A vessel with nowhere to sail

The 245-meter Iron Destiny, equipped with four Liebherr cranes, was built for one purpose: to transship iron ore pellets from barges to capesize vessels directly in the Black Sea, so that Ferrexpo could compete with Brazilian and Canadian suppliers in Asian markets. The company purchased the vessel in 2012. Since February 2022, it has been idle — Black Sea traffic is blocked, and the timeline for resumption is unknown to anyone. The board of directors decided not to wait.

Seven million seven hundred thousand dollars is less than one week of frozen VAT that the company is currently not receiving from Ukraine.

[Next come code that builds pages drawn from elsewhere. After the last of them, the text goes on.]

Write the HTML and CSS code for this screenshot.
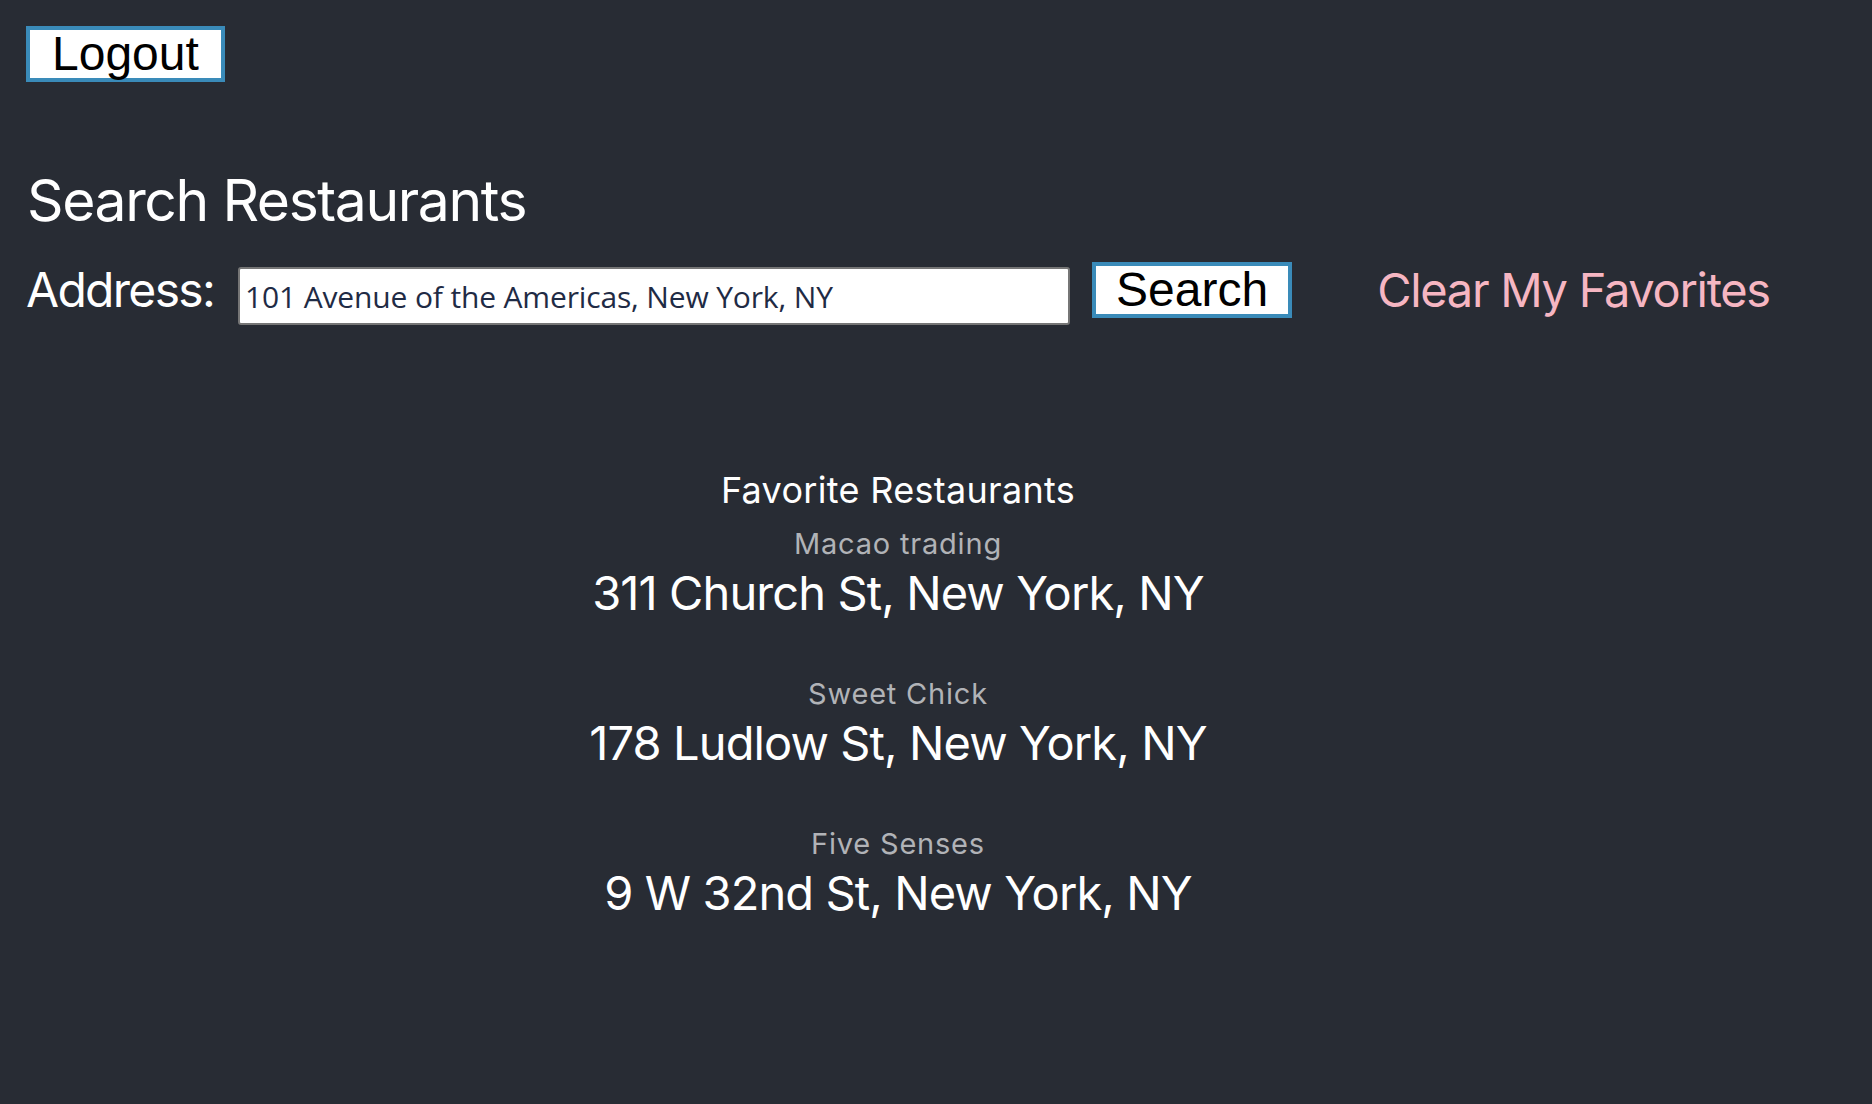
FILE: index.html
```html
<!DOCTYPE html>
<html lang="en">
<head>
<meta charset="utf-8">
<title>Search Restaurants</title>
<link rel="stylesheet" href="styles.css">
</head>
<body>
<div class="page">
  <div class="top">
    <button class="btn">Logout</button>
  </div>
  <h1 class="title">Search Restaurants</h1>
  <form class="search-row">
    <label class="label" for="addr">Address:</label>
    <input id="addr" class="addr-input" type="text" value="101 Avenue of the Americas, New York, NY">
    <button type="button" class="btn btn-search">Search</button>
    <a class="clear-link">Clear My Favorites</a>
  </form>
</div>
<section class="favorites">
  <h2 class="fav-title">Favorite Restaurants</h2>
  <div class="fav-item">
    <div class="fav-name">Macao trading</div>
    <div class="fav-addr">311 Church St, New York, NY</div>
  </div>
  <div class="fav-item">
    <div class="fav-name">Sweet Chick</div>
    <div class="fav-addr">178 Ludlow St, New York, NY</div>
  </div>
  <div class="fav-item">
    <div class="fav-name">Five Senses</div>
    <div class="fav-addr">9 W 32nd St, New York, NY</div>
  </div>
</section>
</body>
</html>
```

FILE: styles.css
```css
html, body {
  margin: 0;
  padding: 0;
  background: #282c34;
  min-height: 100%;
}
body {
  font-family: Inter, "Noto Sans", sans-serif;
  color: #ffffff;
  height: 1104px;
}
.page {
  padding: 26px 0 0 26px;
}
.top {
  display: flex;
}
.btn {
  font-family: "Liberation Sans", Arial, sans-serif;
  font-size: 48px;
  line-height: 48px;
  color: #000;
  background: #fff;
  border: 4px solid #3a8bb9;
  padding: 0 22px;
  height: 56px;
  margin: 0;
  cursor: pointer;
}
.title {
  font-size: 57px;
  font-weight: 400;
  line-height: 72px;
  margin: 83px 0 0 1px;
  letter-spacing: -1.4px;
}
.search-row {
  display: flex;
  align-items: flex-start;
  margin-top: 22px;
}
.label {
  font-size: 48px;
  line-height: 58px;
  letter-spacing: -1.7px;
  margin: 2px 24px 0 0;
}
.addr-input {
  box-sizing: border-box;
  width: 832px;
  height: 58px;
  border: 2px solid #767676;
  border-radius: 3px;
  padding: 0 8px 0 5px;
  font-family: "Open Sans", sans-serif;
  font-size: 30px;
  letter-spacing: -0.15px;
  color: #1f2b45;
  background: #fff;
  margin: 8px 0 0 0;
}
.btn-search {
  margin: 3px 0 0 22px;
  padding: 0 20px;
}
.clear-link {
  font-size: 47px;
  line-height: 57px;
  color: #f6b6c2;
  margin: 2px 0 0 85px;
  letter-spacing: -1.3px;
}
.favorites {
  width: 1796px;
  text-align: center;
  margin-top: 143px;
}
.fav-title {
  font-size: 36px;
  font-weight: 400;
  line-height: 44px;
  margin: 0 0 12px 0;
  letter-spacing: 0.3px;
}
.fav-item {
  margin-bottom: 52px;
}
.fav-name {
  font-size: 29px;
  line-height: 40px;
  color: #b1b3b7;
  letter-spacing: 0.8px;
}
.fav-addr {
  font-size: 47px;
  line-height: 58px;
  letter-spacing: -0.9px;
}
```
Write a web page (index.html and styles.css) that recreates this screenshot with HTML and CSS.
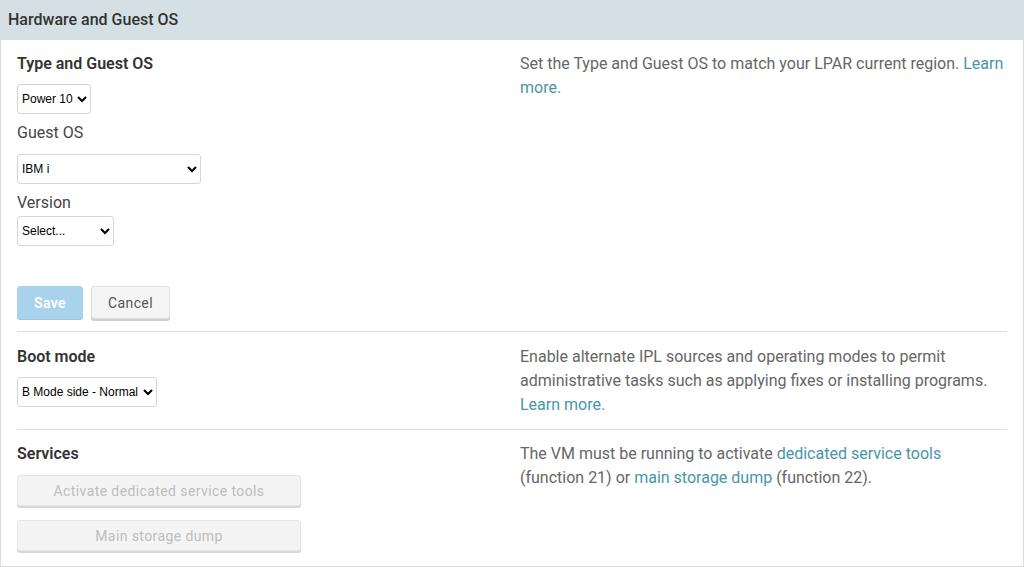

The true source of the crisis

On February 12, 2025, the NSDC imposed indefinite sanctions against Ferrexpo's majority shareholder Kostiantyn Zhevago (49.32% of shares) — officially for "systemic interaction with the aggressor country's economy" and criminal proceedings regarding the withdrawal of over $100 million from the failed "Finance and Credit" bank. The sanctions are personal — formally they do not apply to Ferrexpo itself. However, already in March, the tax service suspended VAT refunds to Poltava and Yeristivsk mining and beneficiation plants, citing these very sanctions.

"Personal sanctions against Zhevago should not be used as a tool of financial pressure on Ferrexpo, where the majority of voting shares belong to international investors, including the world's largest banks, investment, pension and sovereign funds."

— Ferrexpo plc, official statement

By the end of March 2025, the state's debt to the company for VAT refunds reached approximately $80 million. Another $13 million of the company's total $35 million in liquidity is frozen in MBaer Merchant Bank and inaccessible. Free funds remaining amount to approximately $22 million.

What $100 million from shareholders means

Recapitalization is a last resort: it dilutes existing shareholders' stakes. Ferrexpo shares on the London Stock Exchange have already fallen to new 52-week lows — 36.50 pence — and in some sessions trading volumes exceeded the average daily figure by 900%. The company warned: without new financing, current liquidity will last a maximum until the end of June 2026.

In parallel, other pressures continue:

  • The SBI has initiated a procedure for the de facto nationalization of 49.5% of Poltava mining and beneficiation plant shares;
  • A civil claim against the plant for 157 billion hryvnias ($3.76 billion) remains in force;
  • "Maxi Capital Group" is attempting to recover another 4.7 billion hryvnias through bankruptcy proceedings;
  • Production has been cut in half — of four pelletizing lines, only one is active.

According to financial director Mykola Klavdiyev, due to VAT blockage, the company has already transferred 37% of its workforce to reduced work weeks or leave. Capital investments in the first half of 2025 are half the planned amount: $28 million instead of the $102 million annual plan.

The logic of conflict

Ferrexpo is a public company on LSE, where approximately 75% of shares are held by international funds, including BlackRock (6.74%). Sanctions against Zhevago strike not only at him: they freeze VAT returns to enterprises where foreign investors predominate, and effectively lead to production cuts by a strategic exporter during wartime. The president of "Ukrmetallurgprom" Oleksandr Kalenkov directly called this "the biggest blow to Ferrexpo."

Zhevago denies the accusations and told Forbes Ukraine that no new investments in the company will be forthcoming if the threat of expropriation does not disappear. He himself is under a travel ban in France.

If Ferrexpo does conduct recapitalization and attract $100 million — a key question will remain open: will international investors agree to invest new money in a company where the state-beneficiary of its recovery is simultaneously the source of its crisis, and will the $80 million in frozen VAT be unblocked before June 2026 when liquidity runs out?